Me considero una persona tranquila, de natural sereno, que no se altera fácilmente y a la que es muy difícil ver enfadada. Dado que mi bienestar está íntimamente ligado a la armonía que me rodea, evito al máximo las discusiones y huyo de los conflictos como de la peste.
Ni siquiera cuando estoy nervioso lo exteriorizo, con lo que en ocasiones llevo por dentro (muy adentro) una secreta procesión en honor a San Vito.
Se puede decir que vivo en una constante calma y no sería exagerado que me llamaran "El hombre tranquilo", como aquel film de John Ford.
Sin embargo hay dos situaciones en las que todo lo anterior se volatiliza y consiguen que me transforme en todo lo contrario a lo que acabo de exponer.
Una de ellas es al volante.
Cuando hay atascos, cuando el tráfico es demasiado lento, cuando a los semáforos se les olvida que tienen una luz verde... ¡me crispo! Y todavía más si llevo mucha prisa y todo el mundo se organiza para prolongar al máximo mi cabreo (como conté aquí)
Dentro del coche paso de ser Jekyll a Mr. Hyde en menos de los que se tarda en meter una marcha.
La otra excepción es con el calor.
Esos días sofocantes en los que cualquier actividad física, por suave que sea, me hace sudar a mares me pone de un humor de perros. Soporto bastante bien el frío, (soy muy amigo del otoño, e incluso del invierno), pero el veranito... ¡ay!
Creo que toleraría mucho más el calor si no fuera porque soy de glándula sudorípara alegre y, como es lógico, me resulta muy incómodo sentir la ropa pegada y la cara húmeda en todo momento.
El súmmum de mi mal humor se produce, por consiguiente, si voy conduciendo, todo son trabas en el trayecto y el sol se viene arriba y me tortura subiendo el termostato. ¡¡Ahí se me llevan todos los demonios en fila india!!
Una vez hablaba con mi hermana de estos cabreos míos y me hizo ver que no eran esas circunstancias las que me hacían perder la paciencia, sino que era yo mismo, por mi baja tolerancia a sentirme incómodo, el que creaba esa rabia que terminaba desesperándome.
Y es cierto que, dependiendo de la actitud, una misma realidad puede llegar a verse de maneras muy distintas.

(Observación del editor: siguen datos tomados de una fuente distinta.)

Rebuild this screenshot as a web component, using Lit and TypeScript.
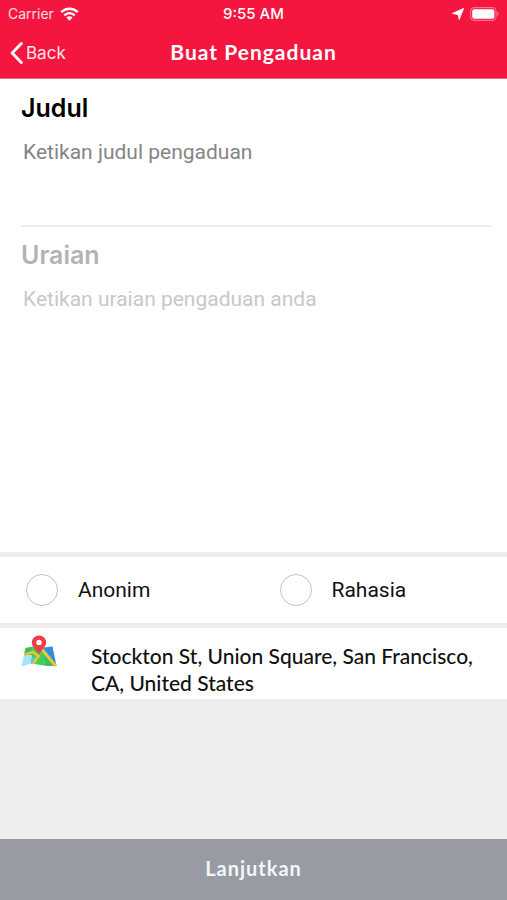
import { LitElement, html, css } from "lit";
import { customElement, property } from "lit/decorators.js";

@customElement("status-bar")
export class StatusBar extends LitElement {
  static styles = css`
    :host {
      display: grid;
      grid-template-columns: 1fr auto 1fr;
      align-items: center;
      height: 28px;
      padding: 0 8px;
      font-size: 14px;
      line-height: 20px;
      color: #fff;
    }
    .side {
      display: flex;
      align-items: center;
      gap: 6px;
    }
    .carrier {
      opacity: 0.85;
    }
    .end {
      justify-content: flex-end;
    }
    .time {
      font-size: 15px;
      font-weight: 500;
    }
    svg {
      display: block;
    }
  `;

  render() {
    return html`
      <div class="side">
        <span class="carrier">Carrier</span>
        <svg width="19" height="14" viewBox="0 0 19 14" aria-label="Wi-Fi">
          <g fill="none" stroke="#fff" stroke-width="2.4">
            <path d="M1.2 5.2C5.8 0.6 13.2 0.6 17.8 5.2" />
            <path d="M4.3 8.3C7.2 5.4 11.8 5.4 14.7 8.3" />
          </g>
          <path d="M6.4 10.6C8.1 8.9 10.9 8.9 12.6 10.6L9.5 13.7Z" fill="#fff" />
        </svg>
      </div>
      <span class="time">9:55 AM</span>
      <div class="side end">
        <svg width="12" height="12" viewBox="0 0 12 12" aria-label="Location">
          <path d="M11.6 0.4L7.2 11.4L6 6.6L0.5 5.4Z" fill="#fff" stroke="#fff" stroke-width="0.9" stroke-linejoin="round" />
        </svg>
        <svg width="29" height="14" viewBox="0 0 29 14" aria-label="Battery">
          <rect x="0.6" y="0.6" width="25.4" height="12.8" rx="3.6" fill="none" stroke="#fff" stroke-opacity="0.4" stroke-width="1.1" />
          <rect x="2.2" y="2.2" width="22.2" height="9.6" rx="2" fill="#fff" />
          <path d="M27.2 4.8C29 5.6 29 8.4 27.2 9.2Z" fill="#fff" fill-opacity="0.45" />
        </svg>
      </div>
    `;
  }
}

@customElement("nav-header")
export class NavHeader extends LitElement {
  @property() heading = "";

  static styles = css`
    :host {
      display: grid;
      grid-template-columns: 1fr auto 1fr;
      align-items: center;
      height: 50px;
      padding: 0 10px;
      border-bottom: 1px solid #f4687c;
      color: #fff;
    }
    .back {
      justify-self: start;
      display: flex;
      align-items: center;
      gap: 3px;
      padding: 0;
      border: 0;
      background: none;
      color: #ffe4e8;
      font: inherit;
      font-size: 17px;
      line-height: 24px;
      cursor: pointer;
    }
    .title {
      margin: 0;
      padding-bottom: 3px;
      font-family: Lato, sans-serif;
      font-size: 21px;
      line-height: 24px;
      font-weight: 700;
      letter-spacing: 1px;
    }
  `;

  render() {
    return html`
      <button class="back" type="button">
        <svg width="13" height="22" viewBox="0 0 13 22" aria-hidden="true">
          <path d="M11.3 1.6L2.2 11L11.3 20.4" fill="none" stroke="#fff" stroke-width="2.9" stroke-linecap="round" stroke-linejoin="round" />
        </svg>
        <span>Back</span>
      </button>
      <h1 class="title">${this.heading}</h1>
    `;
  }
}

@customElement("app-root")
export class AppRoot extends LitElement {
  static styles = css`
    :host {
      display: flex;
      flex-direction: column;
      min-height: 100vh;
      background: #eeeeee;
      font-family: Inter, sans-serif;
      color: #111;
    }
    .top {
      background: #f4163f;
    }
    .form {
      display: flex;
      flex-direction: column;
      padding: 13px 15px 0 21px;
      background: #fff;
    }
    .label {
      font-size: 25px;
      line-height: 32px;
      font-weight: 600;
      color: #000;
    }
    .label.muted {
      color: #b3b3b3;
    }
    .field {
      display: block;
      width: 100%;
      box-sizing: border-box;
      margin: 0;
      padding: 14px 2px 0;
      border: 0;
      outline: 0;
      resize: none;
      background: none;
      font-family: Roboto, sans-serif;
      font-size: 21px;
      line-height: 28px;
      color: #111;
    }
    .field::placeholder {
      color: #858585;
      opacity: 1;
    }
    .field.muted::placeholder {
      color: #c8c8c8;
    }
    .subject {
      height: 103px;
      border-bottom: 2px solid #eeeeee;
      margin-bottom: 12px;
    }
    .body {
      height: 281px;
    }
    .options {
      display: grid;
      grid-template-columns: 1fr 1fr;
      height: 66px;
      border: solid #eeeeee;
      border-width: 5px 0;
      background: #fff;
      font-family: Roboto, sans-serif;
    }
    .option {
      display: flex;
      align-items: center;
      gap: 20px;
      padding-left: 26px;
      font-size: 21px;
      line-height: 28px;
      cursor: pointer;
    }
    .tick {
      appearance: none;
      width: 32px;
      height: 32px;
      margin: 0;
      border: 1px solid #c4c4c4;
      border-radius: 50%;
      background: #fff;
    }
    .tick:checked {
      background: #f4163f;
    }
    .place {
      display: flex;
      align-items: flex-start;
      gap: 34px;
      padding: 7px 21px 3px;
      background: #fff;
    }
    .map {
      flex: none;
      display: block;
    }
    .address {
      margin: 0;
      padding-top: 7px;
      font-family: Lato, sans-serif;
      font-size: 21px;
      line-height: 27px;
      font-weight: 500;
    }
    .next {
      margin-top: auto;
      height: 61px;
      padding: 0 0 3px;
      border: 0;
      background: #989ba4;
      color: #f5f6f8;
      font-family: Lato, sans-serif;
      font-size: 20px;
      line-height: 24px;
      font-weight: 700;
      letter-spacing: 1px;
      cursor: pointer;
    }
  `;

  render() {
    return html`
      <header class="top">
        <status-bar></status-bar>
        <nav-header heading="Buat Pengaduan"></nav-header>
      </header>
      <section class="form">
        <label class="label" for="subject">Judul</label>
        <textarea id="subject" class="field subject" placeholder="Ketikan judul pengaduan"></textarea>
        <label class="label muted" for="body">Uraian</label>
        <textarea id="body" class="field body muted" placeholder="Ketikan uraian pengaduan anda"></textarea>
      </section>
      <div class="options">
        <label class="option"><input class="tick" type="checkbox" />Anonim</label>
        <label class="option"><input class="tick" type="checkbox" />Rahasia</label>
      </div>
      <section class="place">
        <svg class="map" width="36" height="33" viewBox="0 0 36 33" aria-label="Map">
          <path d="M4.5 13L12 11.5L10 28.5L0.5 31.5Z" fill="#a5e4fa" />
          <path d="M4.5 13L12 11.5L11 20L3 20Z" fill="#3fbf5c" />
          <path d="M12 11.5L24 12.5L26 31L10 28.5Z" fill="#43cf54" />
          <path d="M10.8 22L17 24L13.5 29L10 28.5Z" fill="#52c3ec" />
          <path d="M23 12.5L31.5 11.5L35.5 31L25.5 31Z" fill="#2f8fdc" />
          <path d="M25 19L35.5 31L25.5 31Z" fill="#46b95a" />
          <path d="M3.2 20L11.5 17L17.5 21L11.8 29" fill="none" stroke="#e8c53a" stroke-width="2.6" />
          <path d="M19 12L34.6 31" fill="none" stroke="#f2c537" stroke-width="3" />
          <path d="M18 19C14.5 14 10.8 11.7 10.8 7.6A7.2 7.2 0 0 1 25.2 7.6C25.2 11.7 21.5 14 18 19Z" fill="#ee3f48" />
          <circle cx="18" cy="7.4" r="2.7" fill="#fff" />
        </svg>
        <p class="address">Stockton St, Union Square, San Francisco, CA, United States</p>
      </section>
      <button class="next" type="button">Lanjutkan</button>
    `;
  }
}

Recuerdo las muchas veces que, al subir al coche de nuestro padre, después de haber estado varias horas al sol, mi hermano y yo nos quejábamos agobiados:
- ¡Arrggg! ¡Qué calor! ¡Rápido, papá, baja las ventanillas, que me ahogo!
Un día, escuchando nuestras continuas protestas, nos dijo con una sonrisa:
- No sabéis lo que decís. ¿Es que no os dais cuenta de qué calor tan bueno hace aquí dentro? ¡Es un calor maravilloso!
- ¡Pero si no se puede ni respirar! - y nos apresurábamos a girar las manivelas.
Y así sucedía siempre, que nosotros le veíamos actuar de manera muy distinta a la nuestra: él con su calma y nosotros con nuestra desesperación.
- Ahhh, qué calor tan bueno - eran sus primeras palabras, nada más sentarse al volante - Dejad que pasen unos segundos para sentirlo bien. ¿Notáis cómo se abren todos los poros del cuerpo? ¿Verdad que es una sensación maravillosa? Y ahora, con tranquilidad, bajamos las ventanillas.
Tardamos tiempo en entenderle, pero finalmente nos decidimos a imitarle en su forma de proceder, nos apuntamos a esa divertida manera de burlar a la realidad, y al subir al coche, aun siendo un horno encendido que no dejaba de recibirnos con una ardiente bofetada, exclamábamos sonrientes:
"Ahhh, qué calor tan buenooo".
El calor siempre era el mismo, por supuesto, pero era infinitamente más llevadero si lo aceptabas con calma, si no permitías que ese mal rato te dominara.
Como suele suceder, la historia se repite, y cuando mis hijos suben hoy a mi coche y está que arde se apresuran a pedirme que encienda el aire acondicionado.
- ¡¡¡Jo, qué calor!!! ¡Dale, a tope, papá, que me aso!
- Esa no es la actitud - les digo yo, tan asado como ellos - Repetid conmigo: ¡¡Ahhh, qué calor tan buenooo!!